Propos_sur_le_film

EXTRAITS CRITIQUES


« Ce qui survient aux personnages de Becker compte moins que la manière dont cela leur survient… Touchez pas au grisbi ne raconte que le transfert forcé de quatre-vingt-seize kilos d’or ; « Ce qui m’intéresse, ce sont d’abord les personnages », nous dit Becker ; aussi bien le véritable sujet du Grisbi est-il le vieillissement et l’amitié. Ce thème transparaissait dans le livre de Simonin, mais peu de scénaristes l’eussent su déceler et amener au premier plan, rejetant au second l’action violente et le pittoresque.  Simonin a quarante neuf ans, Becker quarante huit, le Grisbi est un film sur la cinquantaine. A la fin du film, Max - come Becker - chausse des lunettes pour lire. Vieillissement et amitié, disions-nous… La beauté des personnages du Grisbi, plus encore que de ceux de Casque d’or, vient de leur mutisme, de l’économie de leurs gestes ; ils ne parlent ou n’agissent que pour dire et faire l’essentiel ; comme Monsieur Teste, Becker tue en eux la marionnette. De ces tueurs, il ne reste plus que des matous face à face. Le Grisbi est à mes yeux une sorte de règlement de compte entre gros chats -  mais chats de luxe – fatigués et, si j’ose dire, minés. »

François Truffaut (Les Cahiers du cinéma N°34 avril 1954)

«Du roman d’Albert Simonin, Jacques Becker s’est principalement attaché à rendre le plus grave : l’histoire d’un gangster vieillissant  qui échoue au moment même où il allait se retirer victorieusement «affaires». Or cet échec est dû à ce qu’il a de meilleur en lui : son amitié pour un camarade dont il préfère le salut à celui de sa fortune et au sien propre. Cette camaraderie virile est le vrai sujet du film. Elle nous est décrite avec une si chaude tendresse, une complicité tellement humaine que nous avons tendance à oublier la nature plutôt particulière des affaires traitées pour ces dus hommes dont nous nous sommes faits des amis. »

Claude Mauriac : Le Figaro littéraire : 27/03/1954)

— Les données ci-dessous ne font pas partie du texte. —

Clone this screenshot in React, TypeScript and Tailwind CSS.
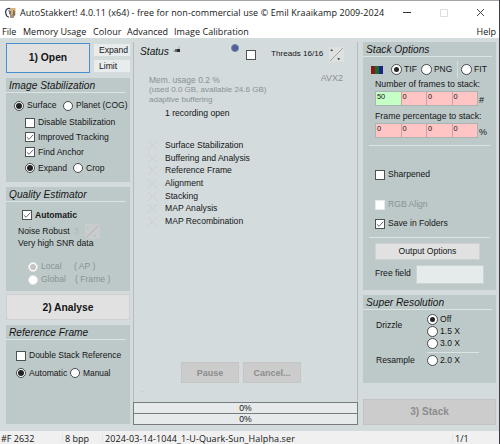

« Jacques Becker a su faire d’un roman de Simonin une œuvre d’une valeur et d’un intérêt bien supérieurs à ceux des « films de gangsters » qu’on produit régulièrement… Il la peint des gangsters avec une minutieuse attention : aussi pour la première fois, ces personnages sont-ils des hommes et leurs sentiments autre chose que des ressorts de l’intrigue… Magnifique réussite dans la construction, l’acte de mener une scène, de diriger les acteurs, ce film est une démonstration exceptionnelle de la maîtrise de Becker. »

Jean-Louis Tallenay : Radio Cinéma

 

« Ce ne sont pas des trouvailles isolées, mais une somme de détails incorporés au scénario qui indique, sans insister, un certain nombre d’à-côtés apparemment sans importance. En réalité, ils en ont une grande - la caméra ne se contente pas d’enregistrer les « scènes » et les « dialogues » essentiels ; elle prend le temps de suivre les personnages dans des gestes et jusqu’à des milieux apparemment inutiles pour qu’on comprenne quel genre d’homme est Max… L’interprétation irréprochable suit admirablement le texte et contribue à lui conférer son naturel. »

Gilbert Salachas : Téléciné : fiche N° 224)

 

«Jacques Becker est grand spécialiste de peinture d’un milieu déterminé… Le rythme est excellant notamment au cours de la poursuite finale. Jean Gabin fait une remarquable composition et René Dary personnifie avec grand talent l’inquiétant Riton. Le danger d’un tel film est qu’il présente avec sympathie des personnages d’une immoralité totale et dépeint un milieu pourri qui se présente aux spectateurs sous un jour assez favorable. L’atmosphère factice des luxueuses boites de nuit ne peut que renforcer l’impression quelque peu nocive que produit le film. » C.C.C. Répertoire général des films1954/55

 

On se doit de reprocher à J. Becker d’avoir mis tant de soin à créer une œuvre dont le sujet reste, malgré tout, méprisable. Quand bien même tous les voleurs, casseurs, malfrats et autres criminels seraient-ils agités de sentiments aussi honorables que l’amitié de max et Riton, ils restent voleurs, casseurs, malfrats et criminels. Leur raison est celle du plus fort. Le meurtre est chose courante en leur milieu. Le public est déjà trop abreuvé de spectacles où le crime est la principale attraction, pour qu’on y ajoute encore l’humanité, et pour qu’un réalisateur d’aussi grand talent que J; Becker y ajoute au surplus la qualité. »

Fiche filmographique N° 115 de l’I.D.H.E.C.